## START SUPPLIED INFORMATION

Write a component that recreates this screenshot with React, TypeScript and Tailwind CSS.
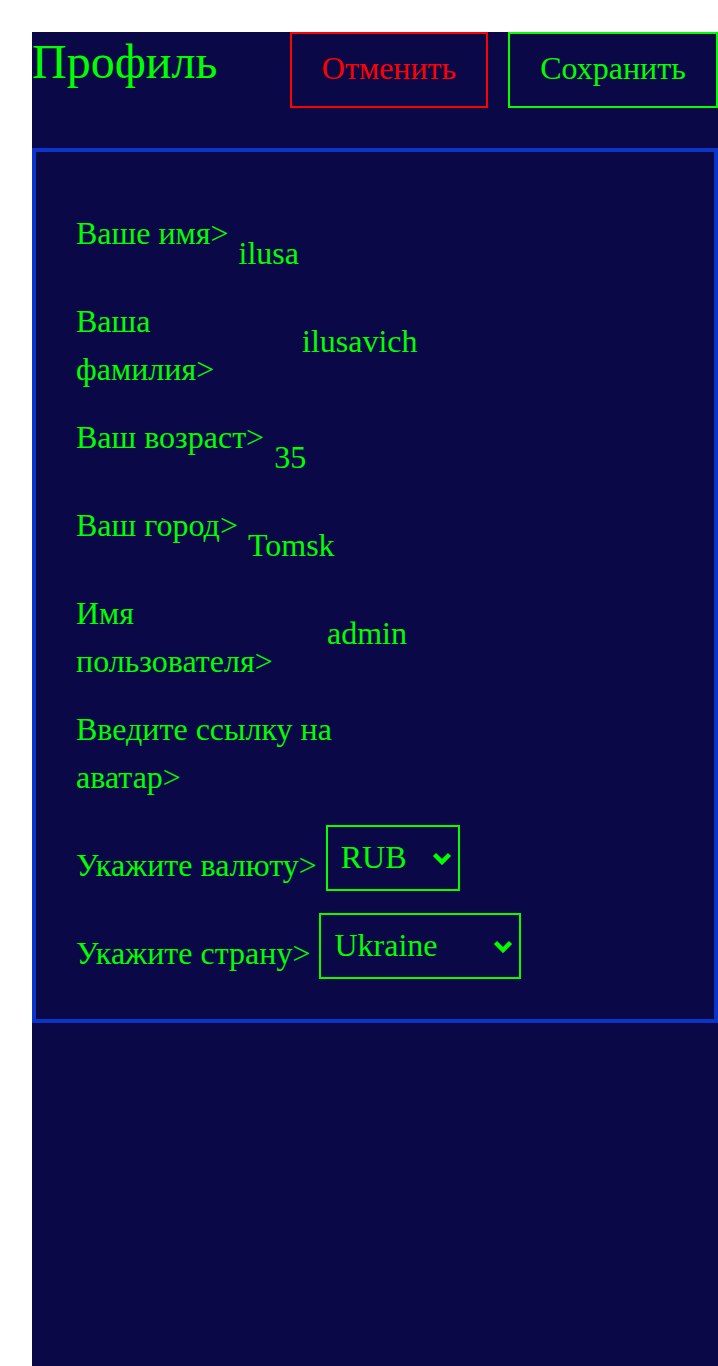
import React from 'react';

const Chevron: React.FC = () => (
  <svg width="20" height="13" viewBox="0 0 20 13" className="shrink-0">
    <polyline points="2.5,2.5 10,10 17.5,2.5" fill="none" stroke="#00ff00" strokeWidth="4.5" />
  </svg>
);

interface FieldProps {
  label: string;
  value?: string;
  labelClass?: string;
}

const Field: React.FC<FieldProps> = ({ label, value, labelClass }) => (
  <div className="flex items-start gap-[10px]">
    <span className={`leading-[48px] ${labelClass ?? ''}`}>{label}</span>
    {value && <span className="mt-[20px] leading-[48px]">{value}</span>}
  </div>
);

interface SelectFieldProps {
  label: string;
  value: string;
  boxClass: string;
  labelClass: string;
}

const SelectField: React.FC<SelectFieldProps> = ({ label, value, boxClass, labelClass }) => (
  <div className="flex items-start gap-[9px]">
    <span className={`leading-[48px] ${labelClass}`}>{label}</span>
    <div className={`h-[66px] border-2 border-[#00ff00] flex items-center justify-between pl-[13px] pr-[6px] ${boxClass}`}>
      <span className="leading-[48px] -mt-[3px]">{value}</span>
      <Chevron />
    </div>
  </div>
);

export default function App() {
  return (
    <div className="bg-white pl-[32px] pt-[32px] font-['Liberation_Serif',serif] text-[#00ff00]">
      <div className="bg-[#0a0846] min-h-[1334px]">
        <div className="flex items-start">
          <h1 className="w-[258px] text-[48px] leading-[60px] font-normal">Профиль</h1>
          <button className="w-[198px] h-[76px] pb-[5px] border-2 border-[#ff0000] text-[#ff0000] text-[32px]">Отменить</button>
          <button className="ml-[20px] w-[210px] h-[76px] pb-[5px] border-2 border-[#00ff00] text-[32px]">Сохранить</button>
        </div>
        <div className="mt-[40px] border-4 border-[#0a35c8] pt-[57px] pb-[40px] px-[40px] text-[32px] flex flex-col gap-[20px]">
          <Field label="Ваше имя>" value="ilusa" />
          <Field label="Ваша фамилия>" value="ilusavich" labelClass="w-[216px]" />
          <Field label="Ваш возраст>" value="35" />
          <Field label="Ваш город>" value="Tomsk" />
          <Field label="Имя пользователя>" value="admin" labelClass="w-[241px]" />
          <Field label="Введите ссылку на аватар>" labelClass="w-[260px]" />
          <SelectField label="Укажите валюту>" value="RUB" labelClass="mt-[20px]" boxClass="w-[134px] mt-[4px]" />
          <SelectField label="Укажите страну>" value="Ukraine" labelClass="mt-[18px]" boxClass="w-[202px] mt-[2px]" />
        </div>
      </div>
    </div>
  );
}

## END SUPPLIED INFORMATION

TASK OBJECTIVE —
Write out the whole listing exactly, and drop the pictures.

FINAL RESULT —
Write a component that recreates this screenshot with React, TypeScript and Tailwind CSS.
import React from 'react';

const Chevron: React.FC = () => (
  <svg width="20" height="13" viewBox="0 0 20 13" className="shrink-0">
    <polyline points="2.5,2.5 10,10 17.5,2.5" fill="none" stroke="#00ff00" strokeWidth="4.5" />
  </svg>
);

interface FieldProps {
  label: string;
  value?: string;
  labelClass?: string;
}

const Field: React.FC<FieldProps> = ({ label, value, labelClass }) => (
  <div className="flex items-start gap-[10px]">
    <span className={`leading-[48px] ${labelClass ?? ''}`}>{label}</span>
    {value && <span className="mt-[20px] leading-[48px]">{value}</span>}
  </div>
);

interface SelectFieldProps {
  label: string;
  value: string;
  boxClass: string;
  labelClass: string;
}

const SelectField: React.FC<SelectFieldProps> = ({ label, value, boxClass, labelClass }) => (
  <div className="flex items-start gap-[9px]">
    <span className={`leading-[48px] ${labelClass}`}>{label}</span>
    <div className={`h-[66px] border-2 border-[#00ff00] flex items-center justify-between pl-[13px] pr-[6px] ${boxClass}`}>
      <span className="leading-[48px] -mt-[3px]">{value}</span>
      <Chevron />
    </div>
  </div>
);

export default function App() {
  return (
    <div className="bg-white pl-[32px] pt-[32px] font-['Liberation_Serif',serif] text-[#00ff00]">
      <div className="bg-[#0a0846] min-h-[1334px]">
        <div className="flex items-start">
          <h1 className="w-[258px] text-[48px] leading-[60px] font-normal">Профиль</h1>
          <button className="w-[198px] h-[76px] pb-[5px] border-2 border-[#ff0000] text-[#ff0000] text-[32px]">Отменить</button>
          <button className="ml-[20px] w-[210px] h-[76px] pb-[5px] border-2 border-[#00ff00] text-[32px]">Сохранить</button>
        </div>
        <div className="mt-[40px] border-4 border-[#0a35c8] pt-[57px] pb-[40px] px-[40px] text-[32px] flex flex-col gap-[20px]">
          <Field label="Ваше имя>" value="ilusa" />
          <Field label="Ваша фамилия>" value="ilusavich" labelClass="w-[216px]" />
          <Field label="Ваш возраст>" value="35" />
          <Field label="Ваш город>" value="Tomsk" />
          <Field label="Имя пользователя>" value="admin" labelClass="w-[241px]" />
          <Field label="Введите ссылку на аватар>" labelClass="w-[260px]" />
          <SelectField label="Укажите валюту>" value="RUB" labelClass="mt-[20px]" boxClass="w-[134px] mt-[4px]" />
          <SelectField label="Укажите страну>" value="Ukraine" labelClass="mt-[18px]" boxClass="w-[202px] mt-[2px]" />
        </div>
      </div>
    </div>
  );
}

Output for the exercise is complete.